The tokenization process can be described as the encapsulation of value in tradeable units of account, called tokens or coins. In other words, tokenization represents a form of digitalization of value and, just like the Internet enabled the free and fast circulation of digitized information, so does blockchain allow the free and borderless flow of digitized value. Once tokenized, every kind of value can be managed as a digital asset, whose unit of account is a dedicated virtual token. Such virtual tokens can be minted by any individual or an organization that defines the set of rules governing them, e.g., token features, monetary policy, and user incentives.
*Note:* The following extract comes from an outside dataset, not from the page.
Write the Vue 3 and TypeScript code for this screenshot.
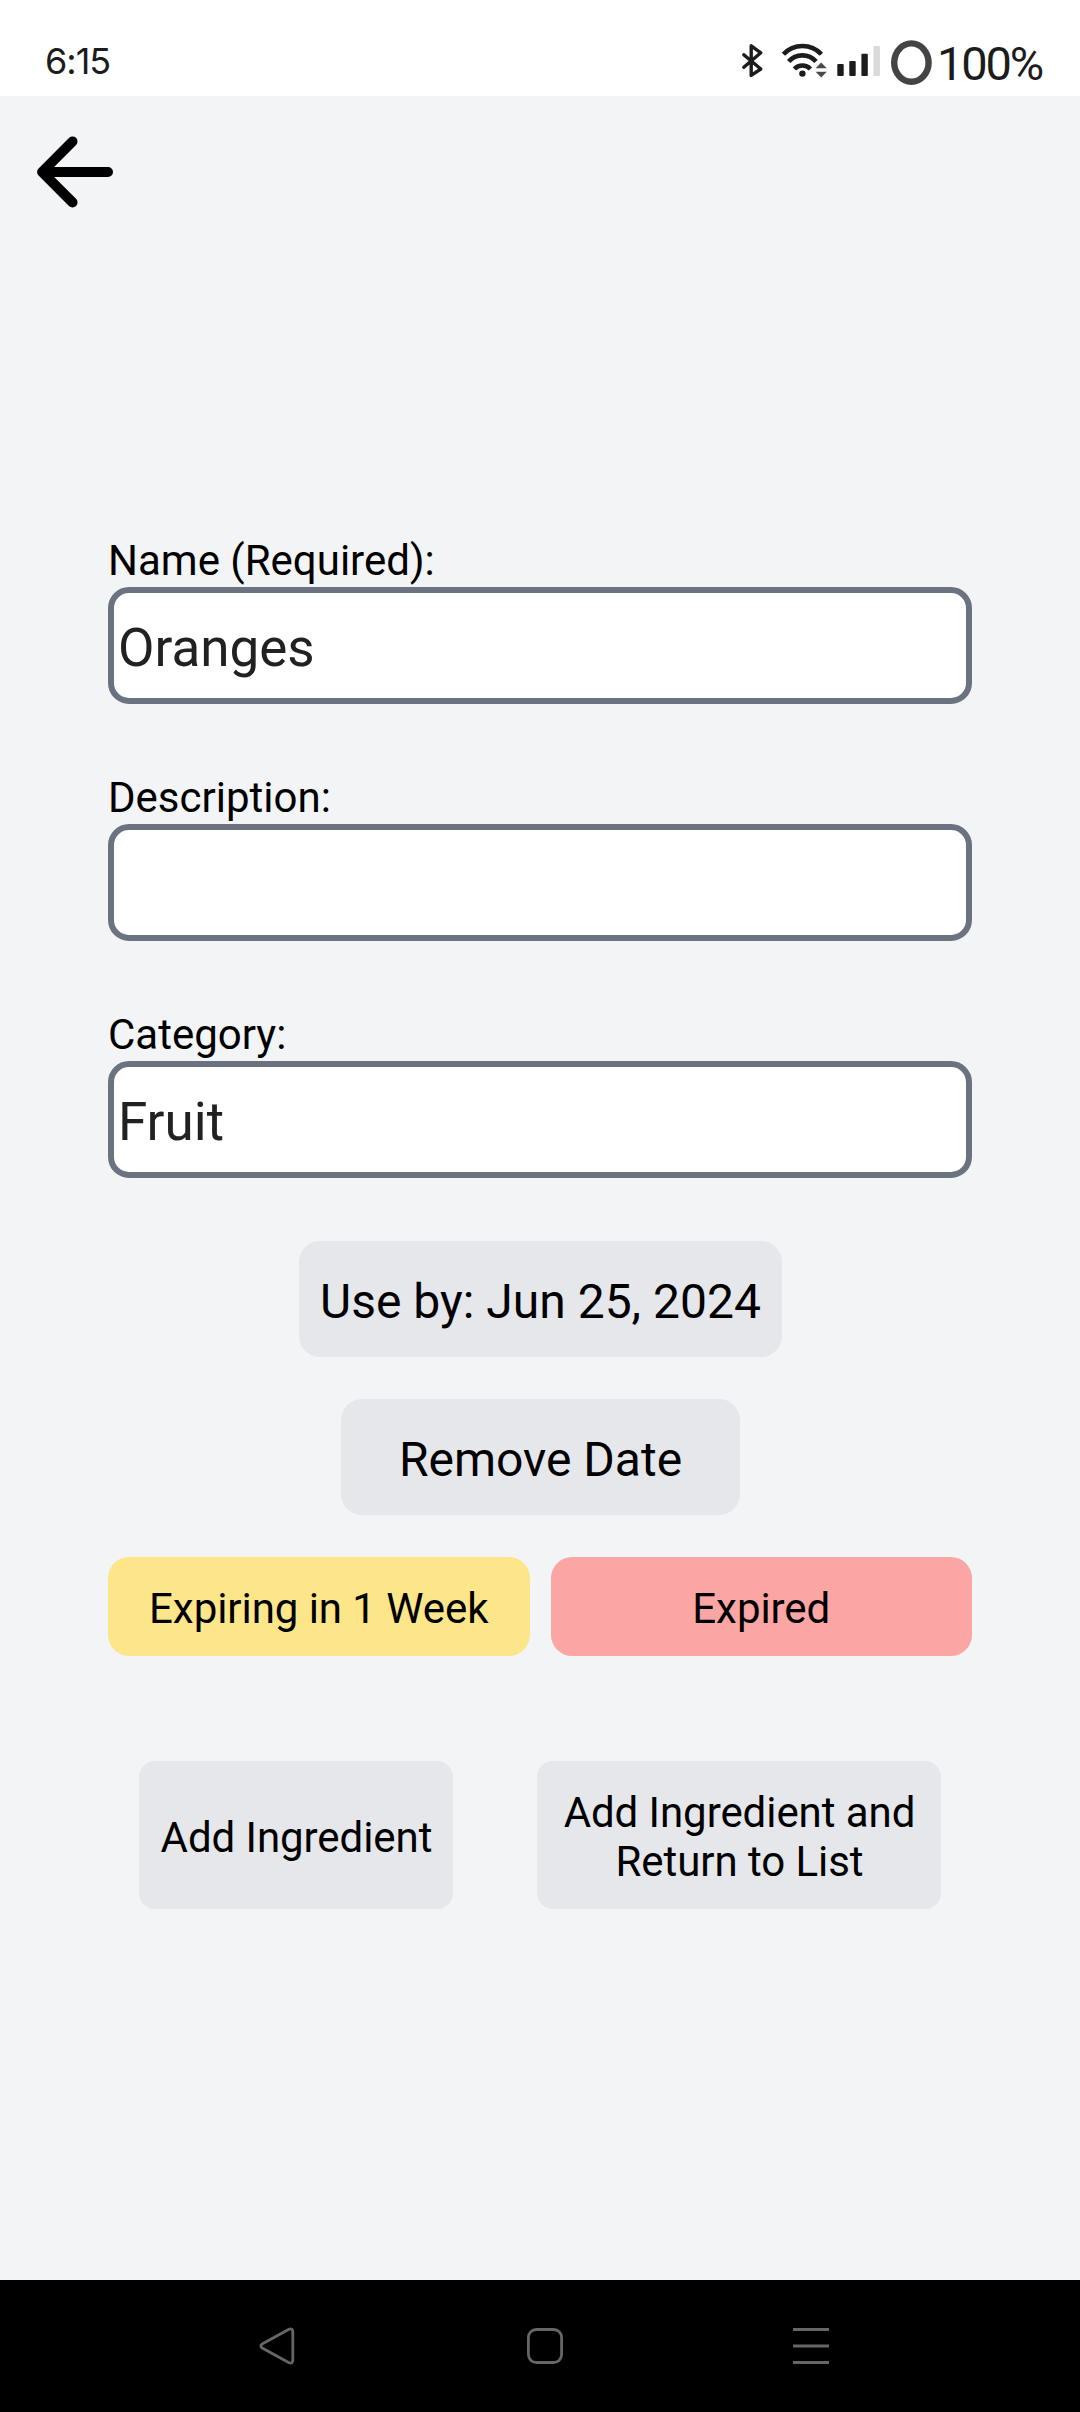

The tokenization process can be further described as the creation of a self-governed tokeconomic system, whose rules are programmed by the token issuer. In 6G, we have a shift from economics to tokenomics. In economics, innovation proceeds and propagates by introducing a change in the context of set rules and by observing how such a relatively rigid framework reacts to the change. Therefore, the outcome of the introduced innovation is assessed, at first, on a predictive basis. Conversely, in tokenomics, innovation is put forward by designing the rules governing the playground in a way that the stakeholders’ behavior aligns with the goal pursued .
Open Research Challenges
Although 6G is the focus of many researchers in the world, there are still open challenges that need to be studied. These open challenges include:
- THz Communications
Efficient THz Channel Measurement Systems: Most of the existing measurement methods are adapted from systems designed for low-frequency bands, i.e., mmWave. However, the special properties of THz waves motivate more advanced and flexible systems to handle significant path loss, ultra-large bandwidth at high frequency, as well as short coherence time. Based on such systems, extensive channel measurement studies should be conducted for various scenarios, including but not limited to unmanned aerial vehicles assisted wireless communications as well as VR/AR/MR/XR.
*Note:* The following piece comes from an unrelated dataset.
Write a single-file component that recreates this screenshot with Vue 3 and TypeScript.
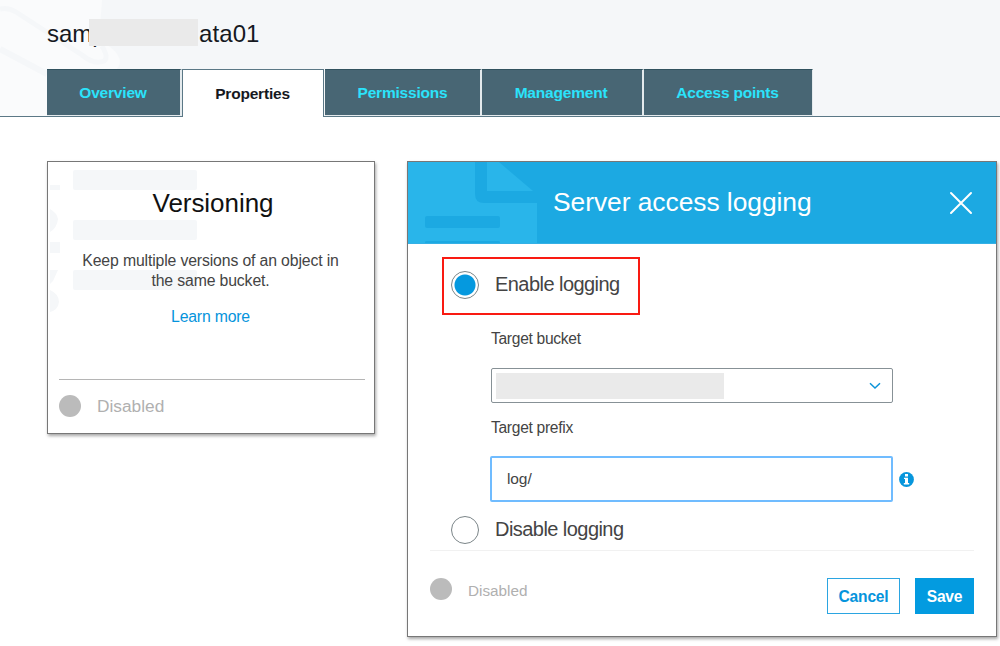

- AI and Machine Learning (ML)
Data Availability and Benchmarking: One of the challenges in wireless networks is data availability. Data availability is related to the problem of identifying a common and accepted set of data (e.g., channel realizations) with the goal of testing and benchmarking ML algorithms. Normally, algorithms and proposals are tested using approved underlying physical models (e.g., urban macro-/microcell channel models), evaluation methodologies, and calibrated simulators. Cellular networks have no standard data set to train and benchmark an ML algorithm. Therefore, a synthetic or software-generated data set is of great importance to train and benchmark ML algorithms and to agree on a common evaluation methodology to rank proposition and standard algorithms. Identifying a set of critical KPIs in wireless networks is another crucial task for ML standardization. It is necessary to design a set of metrics to classify and rank ML algorithms and their performance. Conventional metrics such as throughput and signal-to-interference-plus-noise ratio might not be sufficient because small improvements of these values might come at the expense of increased complexity and energy consumption.
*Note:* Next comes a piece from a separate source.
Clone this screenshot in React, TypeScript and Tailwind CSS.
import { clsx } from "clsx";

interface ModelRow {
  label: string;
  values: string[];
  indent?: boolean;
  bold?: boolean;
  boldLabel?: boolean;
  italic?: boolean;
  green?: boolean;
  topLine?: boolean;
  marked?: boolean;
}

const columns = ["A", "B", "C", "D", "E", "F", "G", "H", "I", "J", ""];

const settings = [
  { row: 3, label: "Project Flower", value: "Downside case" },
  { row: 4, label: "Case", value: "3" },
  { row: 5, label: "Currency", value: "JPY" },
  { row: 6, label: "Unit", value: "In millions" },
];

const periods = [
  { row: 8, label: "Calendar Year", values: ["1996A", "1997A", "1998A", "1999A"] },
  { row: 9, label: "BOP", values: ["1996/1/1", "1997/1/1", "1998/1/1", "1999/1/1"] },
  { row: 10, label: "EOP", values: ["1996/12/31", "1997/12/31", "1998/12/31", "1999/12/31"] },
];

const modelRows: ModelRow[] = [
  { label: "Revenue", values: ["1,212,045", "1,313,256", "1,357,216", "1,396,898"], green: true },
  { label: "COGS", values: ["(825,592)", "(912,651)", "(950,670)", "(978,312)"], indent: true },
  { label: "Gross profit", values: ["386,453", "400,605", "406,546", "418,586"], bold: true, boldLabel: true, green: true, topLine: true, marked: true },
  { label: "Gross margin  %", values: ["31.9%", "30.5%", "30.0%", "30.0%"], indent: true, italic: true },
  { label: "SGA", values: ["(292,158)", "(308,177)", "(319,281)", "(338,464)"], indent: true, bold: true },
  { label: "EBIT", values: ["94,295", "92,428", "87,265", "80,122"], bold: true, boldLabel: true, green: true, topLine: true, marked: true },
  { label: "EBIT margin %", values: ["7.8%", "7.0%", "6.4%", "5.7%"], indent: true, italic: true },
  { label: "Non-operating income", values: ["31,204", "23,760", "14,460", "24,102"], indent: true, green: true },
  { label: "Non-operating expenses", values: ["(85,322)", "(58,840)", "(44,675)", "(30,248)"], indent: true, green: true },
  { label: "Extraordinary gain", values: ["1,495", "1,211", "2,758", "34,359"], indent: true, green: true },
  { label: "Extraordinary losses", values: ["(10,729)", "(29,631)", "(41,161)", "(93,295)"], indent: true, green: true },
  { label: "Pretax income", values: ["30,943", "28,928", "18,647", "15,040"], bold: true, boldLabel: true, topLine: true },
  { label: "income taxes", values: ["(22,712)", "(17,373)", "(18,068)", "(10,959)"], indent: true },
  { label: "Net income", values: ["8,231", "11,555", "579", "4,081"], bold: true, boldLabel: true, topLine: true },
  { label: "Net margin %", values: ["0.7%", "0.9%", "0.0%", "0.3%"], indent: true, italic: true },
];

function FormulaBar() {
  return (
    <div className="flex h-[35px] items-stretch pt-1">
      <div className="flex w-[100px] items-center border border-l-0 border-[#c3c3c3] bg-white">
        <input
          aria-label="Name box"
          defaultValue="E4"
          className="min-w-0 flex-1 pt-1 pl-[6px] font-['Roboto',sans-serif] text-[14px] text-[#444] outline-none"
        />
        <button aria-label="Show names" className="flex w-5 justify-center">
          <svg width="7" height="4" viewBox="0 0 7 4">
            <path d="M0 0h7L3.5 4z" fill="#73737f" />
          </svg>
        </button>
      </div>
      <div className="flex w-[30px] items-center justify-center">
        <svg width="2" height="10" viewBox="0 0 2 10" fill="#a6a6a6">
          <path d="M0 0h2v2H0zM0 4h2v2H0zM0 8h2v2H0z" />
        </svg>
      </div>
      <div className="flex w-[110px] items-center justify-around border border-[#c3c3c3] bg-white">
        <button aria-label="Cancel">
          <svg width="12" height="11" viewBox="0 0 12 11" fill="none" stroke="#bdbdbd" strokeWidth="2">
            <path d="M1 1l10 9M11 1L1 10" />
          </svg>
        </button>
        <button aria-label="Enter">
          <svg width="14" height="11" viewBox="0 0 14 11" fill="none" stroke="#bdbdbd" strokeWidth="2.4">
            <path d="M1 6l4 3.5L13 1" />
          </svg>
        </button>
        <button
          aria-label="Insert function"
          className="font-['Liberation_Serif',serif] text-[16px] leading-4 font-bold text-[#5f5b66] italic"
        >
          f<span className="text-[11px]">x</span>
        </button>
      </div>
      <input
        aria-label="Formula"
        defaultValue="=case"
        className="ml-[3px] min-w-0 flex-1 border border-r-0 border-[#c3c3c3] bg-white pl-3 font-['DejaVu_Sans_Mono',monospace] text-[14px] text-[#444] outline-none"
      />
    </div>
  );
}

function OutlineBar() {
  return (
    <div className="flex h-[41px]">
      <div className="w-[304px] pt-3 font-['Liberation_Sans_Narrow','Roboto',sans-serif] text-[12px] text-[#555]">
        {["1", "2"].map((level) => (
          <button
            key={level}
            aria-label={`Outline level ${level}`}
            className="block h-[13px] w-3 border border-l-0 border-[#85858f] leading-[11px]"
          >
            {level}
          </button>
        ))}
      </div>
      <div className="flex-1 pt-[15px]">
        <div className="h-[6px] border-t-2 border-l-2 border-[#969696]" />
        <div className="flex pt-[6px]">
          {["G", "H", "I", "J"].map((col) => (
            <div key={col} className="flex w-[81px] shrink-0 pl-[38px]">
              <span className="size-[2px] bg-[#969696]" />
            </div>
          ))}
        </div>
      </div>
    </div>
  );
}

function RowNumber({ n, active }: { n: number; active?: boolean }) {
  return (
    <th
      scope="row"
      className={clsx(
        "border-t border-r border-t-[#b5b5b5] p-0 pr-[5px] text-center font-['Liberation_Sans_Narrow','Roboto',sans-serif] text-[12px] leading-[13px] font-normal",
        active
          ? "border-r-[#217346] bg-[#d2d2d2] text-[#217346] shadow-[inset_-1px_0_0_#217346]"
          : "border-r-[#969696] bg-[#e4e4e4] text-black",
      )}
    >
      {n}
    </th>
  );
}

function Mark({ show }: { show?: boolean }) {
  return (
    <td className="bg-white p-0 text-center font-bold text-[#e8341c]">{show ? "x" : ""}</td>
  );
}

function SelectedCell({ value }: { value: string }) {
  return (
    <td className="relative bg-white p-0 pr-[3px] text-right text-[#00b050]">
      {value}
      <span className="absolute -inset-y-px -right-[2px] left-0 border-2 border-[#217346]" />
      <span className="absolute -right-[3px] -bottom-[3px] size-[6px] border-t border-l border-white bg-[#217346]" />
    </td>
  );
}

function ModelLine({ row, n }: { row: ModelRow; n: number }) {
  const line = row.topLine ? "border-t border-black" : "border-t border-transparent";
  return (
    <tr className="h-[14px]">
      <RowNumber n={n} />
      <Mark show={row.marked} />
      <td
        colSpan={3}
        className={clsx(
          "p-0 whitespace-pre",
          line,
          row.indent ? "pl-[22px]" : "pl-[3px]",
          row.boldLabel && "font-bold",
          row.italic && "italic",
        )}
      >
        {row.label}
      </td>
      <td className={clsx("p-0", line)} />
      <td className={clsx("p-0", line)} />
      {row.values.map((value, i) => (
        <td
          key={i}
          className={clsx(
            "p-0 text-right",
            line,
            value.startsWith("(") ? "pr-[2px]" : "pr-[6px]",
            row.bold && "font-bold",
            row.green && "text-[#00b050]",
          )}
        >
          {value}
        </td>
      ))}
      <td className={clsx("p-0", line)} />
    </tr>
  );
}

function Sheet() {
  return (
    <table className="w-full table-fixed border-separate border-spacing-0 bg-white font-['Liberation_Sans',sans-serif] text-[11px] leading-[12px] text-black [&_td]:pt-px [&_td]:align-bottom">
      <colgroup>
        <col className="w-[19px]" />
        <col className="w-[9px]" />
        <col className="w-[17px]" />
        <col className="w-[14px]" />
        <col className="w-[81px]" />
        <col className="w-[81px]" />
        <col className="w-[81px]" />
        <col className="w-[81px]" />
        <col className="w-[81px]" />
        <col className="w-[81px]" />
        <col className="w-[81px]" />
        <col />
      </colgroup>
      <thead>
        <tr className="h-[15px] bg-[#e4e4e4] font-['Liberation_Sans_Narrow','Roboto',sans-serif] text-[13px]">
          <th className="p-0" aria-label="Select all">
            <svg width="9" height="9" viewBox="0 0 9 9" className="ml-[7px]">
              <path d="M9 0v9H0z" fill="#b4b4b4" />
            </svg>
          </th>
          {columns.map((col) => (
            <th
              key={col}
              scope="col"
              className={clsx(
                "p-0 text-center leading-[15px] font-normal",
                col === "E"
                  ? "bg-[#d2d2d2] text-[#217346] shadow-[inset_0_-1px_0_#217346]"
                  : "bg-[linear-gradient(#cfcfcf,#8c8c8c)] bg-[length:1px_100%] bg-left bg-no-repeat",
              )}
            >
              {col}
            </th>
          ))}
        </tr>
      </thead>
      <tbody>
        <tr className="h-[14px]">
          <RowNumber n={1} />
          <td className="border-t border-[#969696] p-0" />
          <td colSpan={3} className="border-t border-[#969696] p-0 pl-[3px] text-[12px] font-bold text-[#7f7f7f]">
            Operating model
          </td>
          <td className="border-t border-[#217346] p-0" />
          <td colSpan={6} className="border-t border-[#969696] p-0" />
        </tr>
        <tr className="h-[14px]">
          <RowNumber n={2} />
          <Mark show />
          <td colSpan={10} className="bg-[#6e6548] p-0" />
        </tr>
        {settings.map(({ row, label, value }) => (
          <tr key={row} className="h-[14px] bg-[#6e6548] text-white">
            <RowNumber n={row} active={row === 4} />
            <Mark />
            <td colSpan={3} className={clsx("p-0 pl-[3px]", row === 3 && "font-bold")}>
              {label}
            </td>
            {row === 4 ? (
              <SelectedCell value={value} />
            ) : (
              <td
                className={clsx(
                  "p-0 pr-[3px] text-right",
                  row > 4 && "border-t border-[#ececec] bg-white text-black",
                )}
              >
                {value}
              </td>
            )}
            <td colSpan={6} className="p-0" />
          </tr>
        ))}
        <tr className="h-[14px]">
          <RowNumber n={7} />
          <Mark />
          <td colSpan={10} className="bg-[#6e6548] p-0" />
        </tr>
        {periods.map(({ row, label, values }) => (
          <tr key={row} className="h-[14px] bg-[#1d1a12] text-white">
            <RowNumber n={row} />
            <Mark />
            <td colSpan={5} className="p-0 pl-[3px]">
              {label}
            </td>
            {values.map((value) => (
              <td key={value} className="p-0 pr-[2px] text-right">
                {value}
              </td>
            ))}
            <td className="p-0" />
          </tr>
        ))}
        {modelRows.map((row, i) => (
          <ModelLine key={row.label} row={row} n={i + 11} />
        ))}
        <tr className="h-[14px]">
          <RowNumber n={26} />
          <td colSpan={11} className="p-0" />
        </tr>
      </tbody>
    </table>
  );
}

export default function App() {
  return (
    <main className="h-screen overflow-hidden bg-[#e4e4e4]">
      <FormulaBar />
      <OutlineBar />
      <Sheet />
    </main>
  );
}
- Blockchain Implementation
Blockchain Techniques: They could be utilized for reducing convergence times in very large blockchain networks. Smart contract optimization techniques are necessary for decreasing block size and consensus latency. Smart contracts should also be written extremely carefully to make them less vulnerable to hackers. Larger network sizes translate into larger storage requirements. Off-chain storage may be used along with a signature associated with the block that can be stored on the chain. Less resource-intensive consensus algorithms: They offer promising solutions without compromising security features. There is a clear need for less resource-intensive consensus algorithms.
- Holographic-Type Communications
User Interactivity: Even with compression, holograms require massive bandwidth. To cope with this, the current tendency is to come up with clever techniques to reduce data that need to be transmitted by eliminating parts of the content that go unnoticed by a user. For example, some areas may be obstructed from the user’s viewpoint or some angles may not come into view based on the user’s position. Schemes that take advantage of these aspects can dynamically decide which parts of the content to stream and at what quality at any given time. However, the effectiveness depends on the ability to predict the user’s movement in order to rapidly adapt the data as needed. This is referred to as the user interactivity challenge, which enforces not only ultra-high bandwidth but also ultra-low latency to ensure interactivity with the content.
Ultra-Low Delay: Achieving ultra-low latencies over long distances is nearly impossible due to physical limitations imposed by the speed of light. Ultra-low latency is crucial for true immersiveness to alleviate simulator sickness, especially if HMDs are involved. Furthermore, applications involving real-time communications impose stringent latency requirements on the transmitted stream .
Generalizing Token-Represented Value: The value represented by a token observable out in the wild is diversified and cannot be described univocally: it can be either the right to have a discount on an exchange rate, the proof of ownership, the reward for solving a mathematical problem to validate the next block of the chain, among many other examples. The challenge is to generalize the definition of token-represented value by defining a common trait that all these expressions of value share. Looking deeply into the source of token-encapsulated value, the concept of trust occurs over time and again.
Conflict between Different Token Features: If an investor as a token holder wants to wait until the value goes up, she will probably not be able to use it. On the other hand, the more tokens are used, the higher their value is. The challenge is to find a way to solve this potential conflict within the design of the token economy.